Noise thermometry in crystal growth facilities for the International Space Station (ISS)

Abstract

AbstractAlthough noise thermometry is an established technique for absolute temperature measurement, several aspects needed to be clarified before this method can be employed for temperature measurement in a space furnace at 1800°C. First, the electrical insulation resistance for sheathed sensors with different insulation materials were measured. Five test sensors with outer diameters of 3.2 mm or less were fabricated and tested. The measurements clearly show a significant advantage for the pyrolytic boron nitride (pBN) insulation compared to Hafnium oxide.
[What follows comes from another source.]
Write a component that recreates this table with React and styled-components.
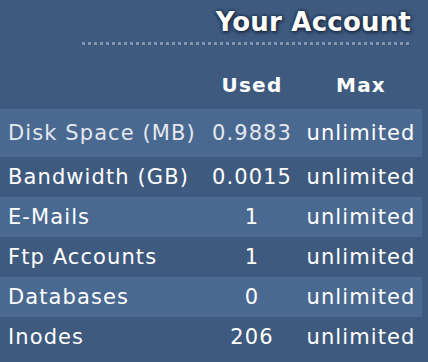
import React from 'react';
import styled, { createGlobalStyle } from 'styled-components';

const GlobalStyle = createGlobalStyle`
  html, body {
    margin: 0;
    padding: 0;
    background: #3e5a7e;
  }
  body {
    font-family: "DejaVu Sans", Verdana, sans-serif;
    color: #ffffff;
  }
`;

const Panel = styled.div`
  width: 428px;
  height: 362px;
  background: #3e5a7e;
  overflow: hidden;
`;

const Title = styled.h2`
  margin: 0;
  padding: 4px 17px 0 0;
  height: 36px;
  text-align: right;
  font-size: 26px;
  font-weight: bold;
  line-height: 36px;
  letter-spacing: 0.2px;
  color: #ffffff;
  text-shadow: 1px 1px 4px #101c30, 0 0 3px #16243c;
`;

const Dots = styled.div`
  margin: 2px 16px 0 82px;
  height: 3px;
  background-image: repeating-linear-gradient(
    to right,
    #8e9fb6 0,
    #8e9fb6 3px,
    transparent 3px,
    transparent 6px
  );
  opacity: 0.85;
`;

const Table = styled.div`
  margin-top: 20px;
  width: 422px;
`;

const Row = styled.div`
  box-sizing: border-box;
  display: grid;
  grid-template-columns: 200px 104px 114px;
  align-items: center;
  height: ${p => p.$tall ? 48 : 40}px;
  background: ${p => p.$shaded ? '#4a6991' : 'transparent'};
  font-size: 21px;
  letter-spacing: 1.1px;
`;

const HeadRow = styled(Row)`
  height: 44px;
  padding-bottom: 4px;
  font-weight: bold;
  font-size: 20px;
  letter-spacing: 1.2px;
`;

const Label = styled.div`
  padding-left: 8px;
  white-space: nowrap;
  color: ${p => p.$muted ? '#e4e8ee' : '#ffffff'};
`;

const Cell = styled.div`
  text-align: center;
  white-space: nowrap;
  color: ${p => p.$muted ? '#e4e8ee' : '#ffffff'};
`;

const rows = [
  ['Disk Space (MB)', '0.9883', 'unlimited'],
  ['Bandwidth (GB)', '0.0015', 'unlimited'],
  ['E-Mails', '1', 'unlimited'],
  ['Ftp Accounts', '1', 'unlimited'],
  ['Databases', '0', 'unlimited'],
  ['Inodes', '206', 'unlimited'],
];

export default function App() {
  return (
    <Panel>
      <GlobalStyle />
      <Title>Your Account</Title>
      <Dots />
      <Table>
        <HeadRow>
          <Label />
          <Cell>Used</Cell>
          <Cell>Max</Cell>
        </HeadRow>
        {rows.map(([name, used, max], i) => (
          <Row key={name} $shaded={i % 2 === 0} $tall={i === 0}>
            <Label $muted={i === 0}>{name}</Label>
            <Cell $muted={i === 0}>{used}</Cell>
            <Cell>{max}</Cell>
          </Row>
        ))}
      </Table>
    </Panel>
  );
}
The electrical insulation resistance values at 1800°C for the sensors with HfO2 were below 10 Ω, whereas pBN‐insulated test sensors exhibited values of more than 600 Ω for the same diameter. Furthermore, no difference has been found between the resistance of bent and straight sensors. Based on these results a miniaturised and bent noise thermometer with a diameter of 3.2 mm having a pBN insulation was fabricated. This sensor and additional control thermocouples were subjected to performance tests up to 1800°C in a space‐compatible furnace. All sensor readings exhibited a consistent figure during the tests. The noise thermometer, however, showed always the highest reading indicating that noise thermometry is an appropriate method for accurate measurements of absolute temperatures, even in the harsh environment of a compact multi‐zone space furnace.